Dataset section:
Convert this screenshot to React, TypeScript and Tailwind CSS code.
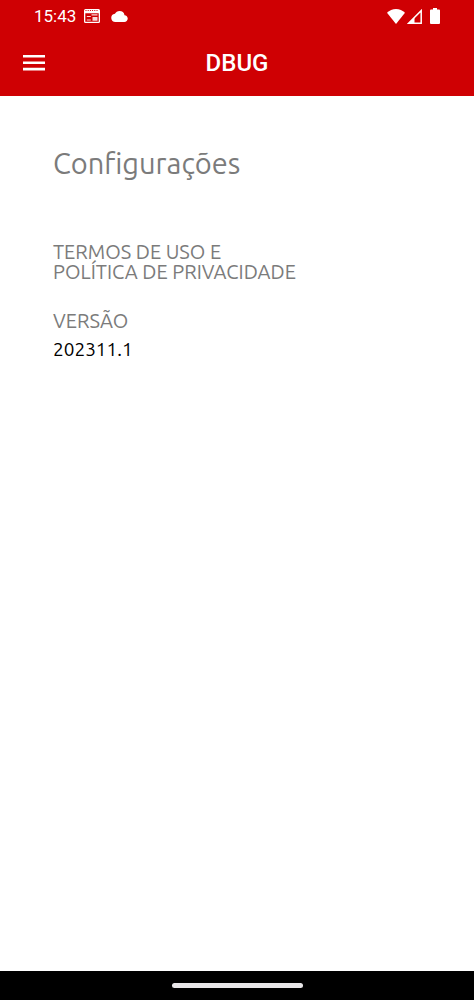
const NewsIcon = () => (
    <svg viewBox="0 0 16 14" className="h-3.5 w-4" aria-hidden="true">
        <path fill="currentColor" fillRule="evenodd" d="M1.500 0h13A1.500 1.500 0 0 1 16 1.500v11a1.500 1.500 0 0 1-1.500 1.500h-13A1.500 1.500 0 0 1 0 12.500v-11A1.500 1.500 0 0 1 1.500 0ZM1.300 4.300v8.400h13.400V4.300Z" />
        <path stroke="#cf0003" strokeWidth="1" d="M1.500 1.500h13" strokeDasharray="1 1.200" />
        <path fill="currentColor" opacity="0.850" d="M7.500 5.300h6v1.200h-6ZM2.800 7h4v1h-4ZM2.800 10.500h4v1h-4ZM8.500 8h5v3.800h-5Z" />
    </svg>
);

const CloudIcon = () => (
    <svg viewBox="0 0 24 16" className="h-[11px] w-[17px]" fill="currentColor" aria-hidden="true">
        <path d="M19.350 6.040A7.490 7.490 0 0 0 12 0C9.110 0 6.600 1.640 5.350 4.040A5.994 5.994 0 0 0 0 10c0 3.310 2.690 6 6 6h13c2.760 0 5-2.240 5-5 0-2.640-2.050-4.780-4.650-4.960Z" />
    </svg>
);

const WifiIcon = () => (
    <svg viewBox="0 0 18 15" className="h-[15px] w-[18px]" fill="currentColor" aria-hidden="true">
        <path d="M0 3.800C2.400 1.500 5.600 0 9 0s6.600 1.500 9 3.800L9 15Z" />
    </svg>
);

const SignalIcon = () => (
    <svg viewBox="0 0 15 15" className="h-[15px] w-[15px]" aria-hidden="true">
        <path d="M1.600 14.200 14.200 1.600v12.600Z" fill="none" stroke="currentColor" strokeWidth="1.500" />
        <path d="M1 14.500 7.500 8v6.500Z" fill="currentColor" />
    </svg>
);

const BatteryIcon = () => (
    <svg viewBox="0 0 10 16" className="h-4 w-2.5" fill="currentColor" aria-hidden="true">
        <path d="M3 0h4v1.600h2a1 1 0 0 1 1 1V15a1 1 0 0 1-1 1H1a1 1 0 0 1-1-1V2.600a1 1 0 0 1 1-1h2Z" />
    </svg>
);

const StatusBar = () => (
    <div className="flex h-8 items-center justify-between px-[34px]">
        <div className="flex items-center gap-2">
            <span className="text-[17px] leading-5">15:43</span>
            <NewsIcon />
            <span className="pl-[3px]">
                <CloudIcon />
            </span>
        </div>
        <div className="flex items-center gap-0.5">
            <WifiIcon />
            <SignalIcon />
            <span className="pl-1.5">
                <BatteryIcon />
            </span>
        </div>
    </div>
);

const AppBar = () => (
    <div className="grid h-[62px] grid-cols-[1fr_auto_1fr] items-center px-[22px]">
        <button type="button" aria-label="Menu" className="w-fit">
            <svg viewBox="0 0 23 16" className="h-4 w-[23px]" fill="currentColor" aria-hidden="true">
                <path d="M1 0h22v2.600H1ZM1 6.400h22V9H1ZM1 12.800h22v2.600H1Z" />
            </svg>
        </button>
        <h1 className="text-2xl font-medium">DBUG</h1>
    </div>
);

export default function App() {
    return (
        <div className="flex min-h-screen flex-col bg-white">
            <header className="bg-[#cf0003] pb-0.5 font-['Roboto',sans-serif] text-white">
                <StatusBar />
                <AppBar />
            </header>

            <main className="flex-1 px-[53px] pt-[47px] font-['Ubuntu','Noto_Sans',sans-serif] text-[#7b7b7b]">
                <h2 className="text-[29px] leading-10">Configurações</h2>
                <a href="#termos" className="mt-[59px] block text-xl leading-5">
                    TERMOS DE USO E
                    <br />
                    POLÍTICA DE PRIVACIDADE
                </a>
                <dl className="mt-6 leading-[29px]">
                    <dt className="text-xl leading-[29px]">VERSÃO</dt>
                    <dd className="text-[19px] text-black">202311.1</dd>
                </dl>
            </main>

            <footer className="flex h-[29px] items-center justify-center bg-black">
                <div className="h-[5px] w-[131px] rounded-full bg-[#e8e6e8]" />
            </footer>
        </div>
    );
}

Task requirements: Repeat the listing in full and exactly. Leave any pictures out.

Worked solution:
Convert this screenshot to React, TypeScript and Tailwind CSS code.
const NewsIcon = () => (
    <svg viewBox="0 0 16 14" className="h-3.5 w-4" aria-hidden="true">
        <path fill="currentColor" fillRule="evenodd" d="M1.500 0h13A1.500 1.500 0 0 1 16 1.500v11a1.500 1.500 0 0 1-1.500 1.500h-13A1.500 1.500 0 0 1 0 12.500v-11A1.500 1.500 0 0 1 1.500 0ZM1.300 4.300v8.400h13.400V4.300Z" />
        <path stroke="#cf0003" strokeWidth="1" d="M1.500 1.500h13" strokeDasharray="1 1.200" />
        <path fill="currentColor" opacity="0.850" d="M7.500 5.300h6v1.200h-6ZM2.800 7h4v1h-4ZM2.800 10.500h4v1h-4ZM8.500 8h5v3.800h-5Z" />
    </svg>
);

const CloudIcon = () => (
    <svg viewBox="0 0 24 16" className="h-[11px] w-[17px]" fill="currentColor" aria-hidden="true">
        <path d="M19.350 6.040A7.490 7.490 0 0 0 12 0C9.110 0 6.600 1.640 5.350 4.040A5.994 5.994 0 0 0 0 10c0 3.310 2.690 6 6 6h13c2.760 0 5-2.240 5-5 0-2.640-2.050-4.780-4.650-4.960Z" />
    </svg>
);

const WifiIcon = () => (
    <svg viewBox="0 0 18 15" className="h-[15px] w-[18px]" fill="currentColor" aria-hidden="true">
        <path d="M0 3.800C2.400 1.500 5.600 0 9 0s6.600 1.500 9 3.800L9 15Z" />
    </svg>
);

const SignalIcon = () => (
    <svg viewBox="0 0 15 15" className="h-[15px] w-[15px]" aria-hidden="true">
        <path d="M1.600 14.200 14.200 1.600v12.600Z" fill="none" stroke="currentColor" strokeWidth="1.500" />
        <path d="M1 14.500 7.500 8v6.500Z" fill="currentColor" />
    </svg>
);

const BatteryIcon = () => (
    <svg viewBox="0 0 10 16" className="h-4 w-2.5" fill="currentColor" aria-hidden="true">
        <path d="M3 0h4v1.600h2a1 1 0 0 1 1 1V15a1 1 0 0 1-1 1H1a1 1 0 0 1-1-1V2.600a1 1 0 0 1 1-1h2Z" />
    </svg>
);

const StatusBar = () => (
    <div className="flex h-8 items-center justify-between px-[34px]">
        <div className="flex items-center gap-2">
            <span className="text-[17px] leading-5">15:43</span>
            <NewsIcon />
            <span className="pl-[3px]">
                <CloudIcon />
            </span>
        </div>
        <div className="flex items-center gap-0.5">
            <WifiIcon />
            <SignalIcon />
            <span className="pl-1.5">
                <BatteryIcon />
            </span>
        </div>
    </div>
);

const AppBar = () => (
    <div className="grid h-[62px] grid-cols-[1fr_auto_1fr] items-center px-[22px]">
        <button type="button" aria-label="Menu" className="w-fit">
            <svg viewBox="0 0 23 16" className="h-4 w-[23px]" fill="currentColor" aria-hidden="true">
                <path d="M1 0h22v2.600H1ZM1 6.400h22V9H1ZM1 12.800h22v2.600H1Z" />
            </svg>
        </button>
        <h1 className="text-2xl font-medium">DBUG</h1>
    </div>
);

export default function App() {
    return (
        <div className="flex min-h-screen flex-col bg-white">
            <header className="bg-[#cf0003] pb-0.5 font-['Roboto',sans-serif] text-white">
                <StatusBar />
                <AppBar />
            </header>

            <main className="flex-1 px-[53px] pt-[47px] font-['Ubuntu','Noto_Sans',sans-serif] text-[#7b7b7b]">
                <h2 className="text-[29px] leading-10">Configurações</h2>
                <a href="#termos" className="mt-[59px] block text-xl leading-5">
                    TERMOS DE USO E
                    <br />
                    POLÍTICA DE PRIVACIDADE
                </a>
                <dl className="mt-6 leading-[29px]">
                    <dt className="text-xl leading-[29px]">VERSÃO</dt>
                    <dd className="text-[19px] text-black">202311.1</dd>
                </dl>
            </main>

            <footer className="flex h-[29px] items-center justify-center bg-black">
                <div className="h-[5px] w-[131px] rounded-full bg-[#e8e6e8]" />
            </footer>
        </div>
    );
}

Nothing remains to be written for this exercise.